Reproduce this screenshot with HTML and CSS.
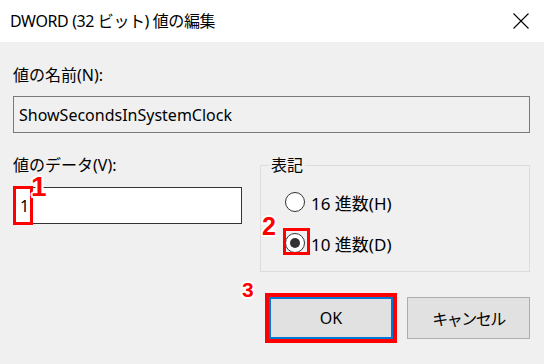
FILE: index.html
```html
<!DOCTYPE html>
<html lang="ja">
<head>
<meta charset="utf-8">
<link rel="stylesheet" href="styles.css">
</head>
<body>
<div class="dialog">
  <div class="titlebar">
    <span class="title">DWORD (32 ビット) 値の編集</span>
    <svg class="close" width="16" height="16" viewBox="0 0 16 16"><path d="M0.5 0.5 L15.5 15.5 M15.5 0.5 L0.5 15.5" stroke="#000" stroke-width="1.1" fill="none"/></svg>
  </div>
  <div class="content">
    <div class="label">値の名前(N):</div>
    <div class="namebox">ShowSecondsInSystemClock</div>
    <div class="row">
      <div class="left">
        <div class="label">値のデータ(V):</div>
        <div class="databox"><span class="dataval">1</span></div>
      </div>
      <fieldset class="group">
        <legend class="legend">表記</legend>
        <div class="options">
          <div class="radio"><span class="circle"></span><span>16 進数(H)</span></div>
          <div class="radio"><span class="circle checked"></span><span>10 進数(D)</span></div>
        </div>
      </fieldset>
    </div>
    <div class="buttons">
      <div class="btn ok">OK</div>
      <div class="btn cancel">キャンセル</div>
    </div>
  </div>
  <div class="mark box1"></div>
  <div class="num n1">1</div>
  <div class="mark box2"></div>
  <div class="num n2">2</div>
  <div class="mark box3"></div>
  <div class="num n3">3</div>
</div>
</body>
</html>
```

FILE: styles.css
```css
html, body {
  margin: 0;
  padding: 0;
}
body {
  width: 544px;
  height: 364px;
  overflow: hidden;
  background: #f0f0f0;
  font-family: "Noto Sans", "Noto Sans CJK JP", sans-serif;
  font-size: 16px;
  color: #000;
}
.dialog {
  position: relative;
  width: 544px;
  height: 364px;
}
.titlebar {
  height: 42px;
  background: #fff;
  display: flex;
  align-items: center;
  justify-content: space-between;
  padding: 0 15px 0 10px;
}
.title {
  font-size: 16px;
  line-height: 20px;
  letter-spacing: -0.4px;
}
.close {
  display: block;
}
.content {
  padding: 23px 14px 0 13px;
}
.label {
  line-height: 20px;
  height: 20px;
}
.namebox {
  margin-top: 11px;
  height: 37px;
  box-sizing: border-box;
  border: 1px solid #7a7a7a;
  display: flex;
  align-items: center;
  padding-left: 5px;
}
.row {
  margin-top: 22px;
  display: flex;
  justify-content: space-between;
}
.left {
  width: 229px;
}
.databox {
  margin-top: 12px;
  height: 37px;
  box-sizing: border-box;
  border: 1px solid #333;
  background: #fff;
  display: flex;
  align-items: center;
  padding-left: 6px;
}
.group {
  margin: 0;
  width: 270px;
  height: 117px;
  box-sizing: border-box;
  border: 1px solid #dcdcdc;
  padding: 0;
}
.legend {
  margin-left: 8px;
  padding: 0 2px;
  line-height: 20px;
}
.options {
  padding: 17px 0 0 24px;
  display: flex;
  flex-direction: column;
  gap: 21px;
}
.radio {
  display: flex;
  align-items: center;
  gap: 6px;
  height: 20px;
  font-size: 17px;
}
.circle {
  width: 20px;
  height: 20px;
  box-sizing: border-box;
  border: 1px solid #333;
  border-radius: 50%;
  background: #fff;
  display: flex;
  align-items: center;
  justify-content: center;
}
.circle.checked::after {
  content: "";
  width: 10px;
  height: 10px;
  border-radius: 50%;
  background: #333;
}
.buttons {
  margin-top: 25px;
  display: flex;
  justify-content: flex-end;
  gap: 14px;
}
.btn {
  width: 123px;
  height: 42px;
  box-sizing: border-box;
  border: 1px solid #adadad;
  background: #e1e1e1;
  display: flex;
  align-items: center;
  justify-content: center;
}
.btn.ok {
  width: 124px;
  border: 2px solid #0078d7;
}
.btn.cancel {
  letter-spacing: -1.5px;
}
.mark {
  position: absolute;
  border: 3px solid #ff0000;
  box-sizing: border-box;
}
.box1 { left: 13px; top: 186px; width: 20px; height: 39px; }
.box2 { left: 283px; top: 228px; width: 27px; height: 27px; }
.box3 { left: 265px; top: 293px; width: 132px; height: 50px; border-width: 4px; }
.num {
  position: absolute;
  font-family: "Liberation Sans", sans-serif;
  font-weight: bold;
  color: #ff0000;
  text-shadow: 2px 0 0 #fff, -2px 0 0 #fff, 0 2px 0 #fff, 0 -2px 0 #fff, 1.5px 1.5px 0 #fff, -1.5px -1.5px 0 #fff, 1.5px -1.5px 0 #fff, -1.5px 1.5px 0 #fff;
}
.n1 { left: 31px; top: 177px; font-size: 28px; line-height: 20px; }
.n2 { left: 262px; top: 217px; font-size: 25px; line-height: 18px; }
.n3 { left: 242px; top: 282px; font-size: 21px; line-height: 15px; }
```
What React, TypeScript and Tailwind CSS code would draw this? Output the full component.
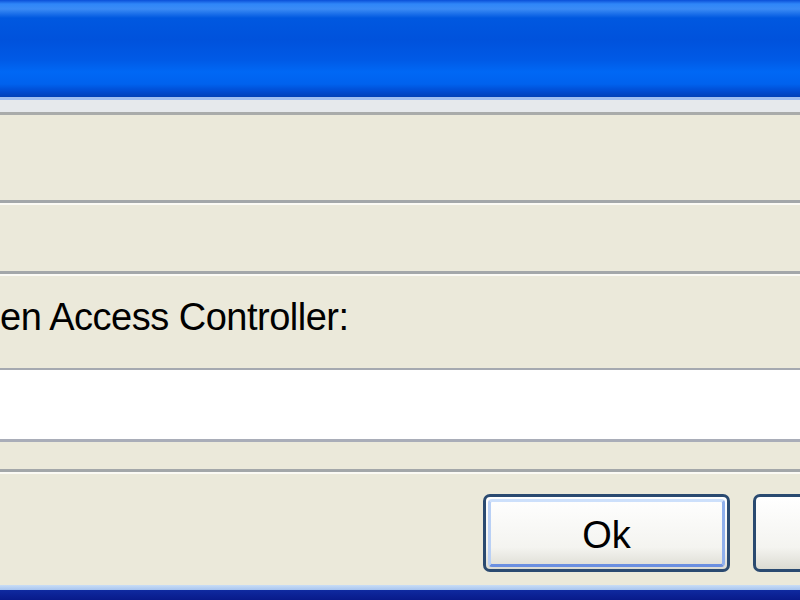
import React from "react";

function Etched() {
  return (
    <div className="flex flex-col">
      <div className="h-[3px] bg-[#a3a7a9]" />
      <div className="h-[2px] bg-[#fbfaf4]" />
    </div>
  );
}

export default function App() {
  return (
    <div className="w-[800px] h-[600px] overflow-hidden flex flex-col bg-[#ebe9da] font-['Liberation_Sans',Arial,sans-serif] text-black">
      {/* title bar */}
      <div className="h-[97px] bg-[linear-gradient(to_bottom,#0a4fd8_0px,#2f86f8_4px,#3b8bf5_9px,#0058e0_18px,#0052dc_40px,#005ae6_60px,#0068f5_72px,#0062ee_84px,#0049cf_92px,#003fb8_97px)]" />
      <div className="h-[3px] bg-[#9fbdf0]" />
      <div className="h-[12px] bg-[#e6e9ec]" />
      <div className="h-[3px] bg-[#a9abaa]" />

      <div className="h-[85px]" />
      <Etched />
      <div className="h-[66px]" />
      <Etched />

      <div className="h-[92px] flex items-start pt-[22px]">
        <span className="text-[38px] leading-none tracking-[-0.5px]">
          en Access Controller:
        </span>
      </div>

      {/* text field */}
      <div className="h-[2px] bg-[#a5a9b0]" />
      <div className="h-[69px] bg-white" />
      <div className="h-[3px] bg-[#a9adb8]" />
      <div className="h-[27px]" />
      <Etched />

      {/* buttons */}
      <div className="h-[111px] flex items-start pt-[20px] pl-[483px] gap-[23px]">
        <button className="w-[247px] h-[78px] shrink-0 rounded-[7px] border-[3px] border-[#2a4a70] bg-[linear-gradient(to_bottom,#ffffff,#f4f4f0_70%,#dcdbd2)] p-[2px]">
          <div className="w-full h-full rounded-[4px] border-[3px] border-t-[#cde0fb] border-l-[#b9d0f5] border-r-[#90b0ec] border-b-[#6b8fe0] flex items-center justify-center pt-[3px]">
            <span className="text-[38px] leading-none">Ok</span>
          </div>
        </button>
        <button className="w-[247px] h-[78px] shrink-0 rounded-[7px] border-[3px] border-[#2a4a70] bg-[linear-gradient(to_bottom,#ffffff,#f4f4f0_70%,#dcdbd2)]" />
      </div>

      <div className="h-[5px] bg-[linear-gradient(to_bottom,#c9ddf5,#a6c4f0)]" />
      <div className="flex-1 bg-[linear-gradient(to_bottom,#0f2aa0,#081a8a)]" />
    </div>
  );
}
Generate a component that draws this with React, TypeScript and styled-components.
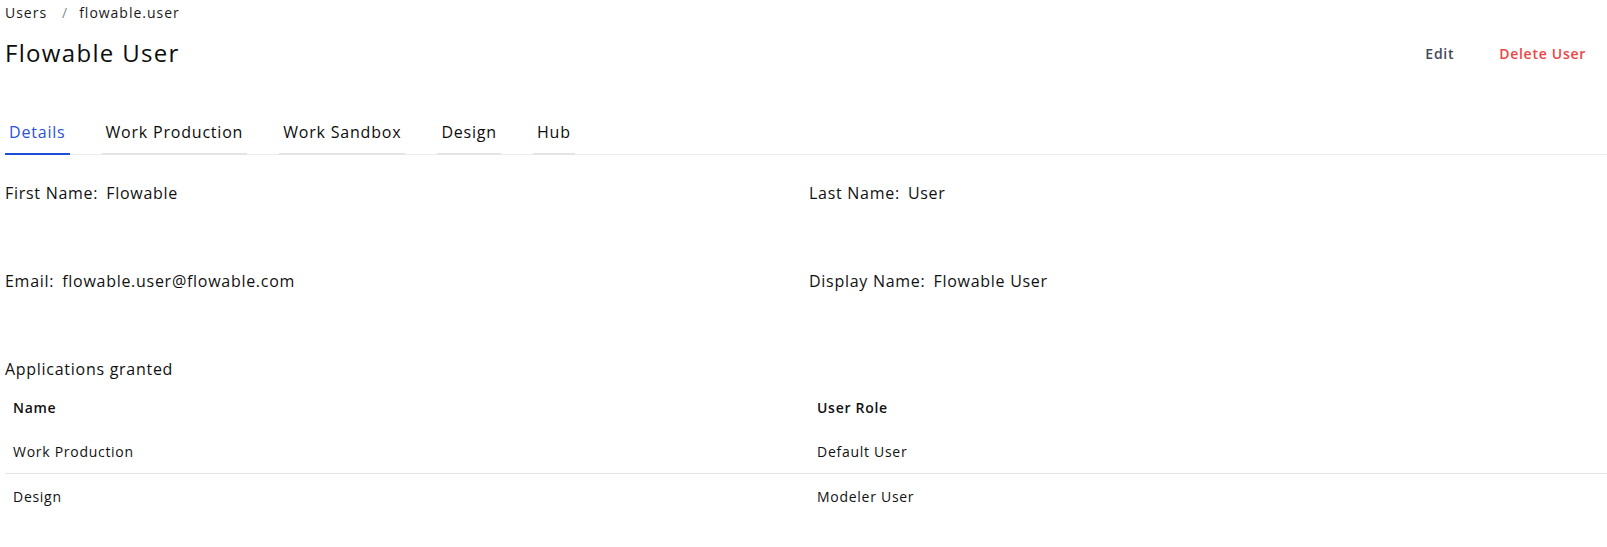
import React from "react";
import styled, {createGlobalStyle} from "styled-components";

const GlobalStyle = createGlobalStyle`
  html, body {
    margin: 0;
    padding: 0;
    background: #ffffff;
  }
  body {
    font-family: "Open Sans", "Liberation Sans", sans-serif;
    letter-spacing: 0.045em;
    color: #111111;
  }
`;

const Page = styled.div`
  padding: 3px 0 0 5px;
`;

const Breadcrumb = styled.div`
  display: flex;
  align-items: center;
  font-size: 14px;
  line-height: 20px;
  letter-spacing: 0.07em;
  color: #1a1a1a;
`;

const Separator = styled.span`
  color: #8a8a8a;
  margin: 0 11px 0 15px;
`;

const Header = styled.div`
  display: flex;
  align-items: center;
  justify-content: space-between;
  margin-top: 14px;
  height: 32px;
`;

const Title = styled.h1`
  margin: 0;
  font-size: 24px;
  line-height: 32px;
  font-weight: 400;
  letter-spacing: 0.055em;
  color: #0d0d0d;
`;

const Actions = styled.div`
  display: flex;
  align-items: center;
  gap: 45px;
  padding-right: 21px;
`;

const ActionButton = styled.button<{ $danger?: boolean }>`
  border: none;
  background: none;
  padding: 0;
  font-family: inherit;
  letter-spacing: inherit;
  font-size: 14px;
  font-weight: 600;
  color: ${(p) => (p.$danger ? "#ef4444" : "#3f4a5a")};
  cursor: pointer;
`;

const TabBar = styled.div`
  display: flex;
  gap: 32px;
  margin-top: 43px;
  border-bottom: 1px solid #ececec;
`;

const Tab = styled.div<{ $active?: boolean }>`
  padding: 8px 4px 9px;
  font-size: 16px;
  line-height: 24px;
  letter-spacing: 0.05em;
  color: ${(p) => (p.$active ? "#2c52d6" : "#0d0d0d")};
  border-bottom: 2px solid ${(p) => (p.$active ? "#1d4ed8" : "#e4e4e7")};
  margin-bottom: -1px;
`;

const Fields = styled.div`
  display: grid;
  grid-template-columns: 1fr 1fr;
  column-gap: 6px;
  row-gap: 66px;
  margin-top: 27px;
`;

const Field = styled.div`
  font-size: 16px;
  line-height: 22px;
`;

const Label = styled.span`
  font-weight: 500;
  margin-right: 8px;
`;

const SectionTitle = styled.div`
  margin-top: 66px;
  font-size: 16px;
  line-height: 22px;
`;

const Table = styled.table`
  width: 100%;
  margin-top: 5px;
  border-collapse: collapse;
  table-layout: fixed;
  font-size: 14px;
`;

const HeadCell = styled.th`
  text-align: left;
  font-weight: 600;
  height: 44px;
  padding: 0 8px;
  &:nth-child(2) {
    padding-left: 11px;
  }
`;

const Row = styled.tr`
  & + & {
    border-top: 1px solid #e5e5e5;
  }
`;

const Cell = styled.td`
  height: 44px;
  padding: 0 8px;
  &:nth-child(2) {
    padding-left: 11px;
  }
`;

const tabs = ["Details", "Work Production", "Work Sandbox", "Design", "Hub"];

const apps = [
  {name: "Work Production", role: "Default User"},
  {name: "Design", role: "Modeler User"},
];

const App = () => {
  return (
    <Page>
      <GlobalStyle/>
      <Breadcrumb>
        <span>Users</span>
        <Separator>/</Separator>
        <span>flowable.user</span>
      </Breadcrumb>
      <Header>
        <Title>Flowable User</Title>
        <Actions>
          <ActionButton>Edit</ActionButton>
          <ActionButton $danger>Delete User</ActionButton>
        </Actions>
      </Header>
      <TabBar>
        {tabs.map((t, i) => (
          <Tab key={t} $active={i === 0}>{t}</Tab>
        ))}
      </TabBar>
      <Fields>
        <Field><Label>First Name:</Label>Flowable</Field>
        <Field><Label>Last Name:</Label>User</Field>
        <Field><Label>Email:</Label>flowable.user@flowable.com</Field>
        <Field><Label>Display Name:</Label>Flowable User</Field>
      </Fields>
      <SectionTitle>Applications granted</SectionTitle>
      <Table>
        <thead>
          <tr>
            <HeadCell>Name</HeadCell>
            <HeadCell>User Role</HeadCell>
          </tr>
        </thead>
        <tbody>
          {apps.map((a) => (
            <Row key={a.name}>
              <Cell>{a.name}</Cell>
              <Cell>{a.role}</Cell>
            </Row>
          ))}
        </tbody>
      </Table>
    </Page>
  );
};

export default App;
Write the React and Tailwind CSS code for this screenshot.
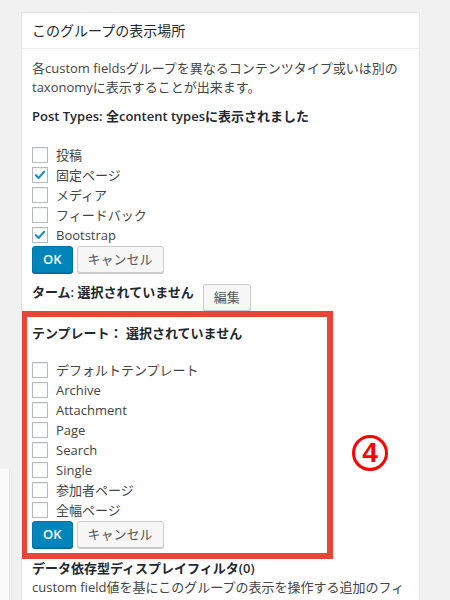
import React from 'react';

const POST_TYPES = [
    { label: '投稿', checked: false },
    { label: '固定ページ', checked: true },
    { label: 'メディア', checked: false },
    { label: 'フィードバック', checked: false },
    { label: 'Bootstrap', checked: true },
];

const TEMPLATES = [
    'デフォルトテンプレート',
    'Archive',
    'Attachment',
    'Page',
    'Search',
    'Single',
    '参加者ページ',
    '全幅ページ',
];

function Checkbox({ checked }) {
    return (
        <span className="w-[16px] h-[16px] shrink-0 bg-white border border-[#b4b9be] shadow-[inset_0_1px_2px_rgba(0,0,0,0.07)] flex items-center justify-center">
            {checked && (
                <svg width="16" height="16" viewBox="0 0 16 16">
                    <polyline points="3.2,8.2 6.4,11.4 12.8,4.2" fill="none" stroke="#1e8cbe" strokeWidth="2.4" strokeLinecap="round" strokeLinejoin="round" />
                </svg>
            )}
        </span>
    );
}

function CheckRow({ label, checked }) {
    return (
        <label className="h-[20px] flex items-center gap-[8px]">
            <Checkbox checked={checked} />
            <span>{label}</span>
        </label>
    );
}

function Buttons() {
    return (
        <div className="mt-[1px] flex gap-[4px]">
            <button className="h-[27px] px-[10px] rounded-[3px] bg-[#0085ba] border border-[#0073aa] shadow-[0_1px_0_#006799] text-white font-semibold">
                OK
            </button>
            <button className="h-[27px] px-[10px] rounded-[3px] bg-[#f7f7f7] border border-[#cccccc] shadow-[0_1px_0_#cccccc] text-[#555]">
                キャンセル
            </button>
        </div>
    );
}

export default function App() {
    return (
        <div className="h-[600px] overflow-hidden bg-[#f1f1f1] flex font-['Open_Sans','Noto_Sans_CJK_JP',sans-serif]">
            {/* edge of the neighbouring box */}
            <div className="w-[10px] pt-[469px] flex flex-col">
                <div className="flex-1 bg-[#fbfbfb] border-r border-[#e5e5e5]" />
            </div>

            <div className="ml-[11px] mt-[12px] w-[399px] h-[700px] bg-white border border-[#e5e5e5] overflow-hidden">
                <div className="px-[10px] py-[8px] text-[14px] leading-[19px] text-[#23282d] border-b border-[#eeeeee]">
                    このグループの表示場所
                </div>

                <div className="px-[10px] pt-[10px] text-[13px] leading-[19px] text-[#444]">
                    <p className="whitespace-nowrap">
                        各custom fieldsグループを異なるコンテンツタイプ或いは別の
                        <br />
                        taxonomyに表示することが出来ます。
                    </p>
                    <p className="mt-[10px] font-semibold text-[#23282d]">
                        Post Types: 全content typesに表示されました
                    </p>

                    <div className="mt-[19px]">
                        {POST_TYPES.map((t) => (
                            <CheckRow key={t.label} label={t.label} checked={t.checked} />
                        ))}
                    </div>
                    <Buttons />

                    <div className="mt-[10px] flex items-start">
                        <span className="font-semibold text-[#23282d]">ターム: 選択されていません</span>
                        <button className="ml-[9px] mt-[1px] h-[27px] px-[10px] rounded-[3px] bg-[#f7f7f7] border border-[#cccccc] shadow-[0_1px_0_#cccccc] text-[#555]">
                            編集
                        </button>
                    </div>

                    <div className="flex items-start">
                        <div className="ml-[-11px] w-[312px] shrink-0 border-[6px] border-[#e8443a] pl-[5px] pt-[7px] pb-[5px]">
                            <p className="font-semibold text-[#23282d]">テンプレート： 選択されていません</p>
                            <div className="mt-[17px]">
                                {TEMPLATES.map((t) => (
                                    <CheckRow key={t} label={t} checked={false} />
                                ))}
                            </div>
                            <Buttons />
                        </div>
                        <div className="ml-[19px] mt-[124px] w-[36px] h-[36px] rounded-full border-[3px] border-[#ff0000] flex items-center justify-center text-[#ff0000] text-[28px] font-bold leading-none font-['Liberation_Sans',sans-serif]">
                            4
                        </div>
                    </div>

                    <p className="font-semibold text-[#23282d]">データ依存型ディスプレイフィルタ(0)</p>
                    <p className="whitespace-nowrap">
                        custom field値を基にこのグループの表示を操作する追加のフィ
                        <br />
                        ルタを設定することが出来ます。
                    </p>
                </div>
            </div>
        </div>
    );
}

> _PROBLEM REQUIREMENTS_: Go through the material above and count the lines that contain "this"; answer with the number alone.

> _OUTPUT OF THE TASK_: 4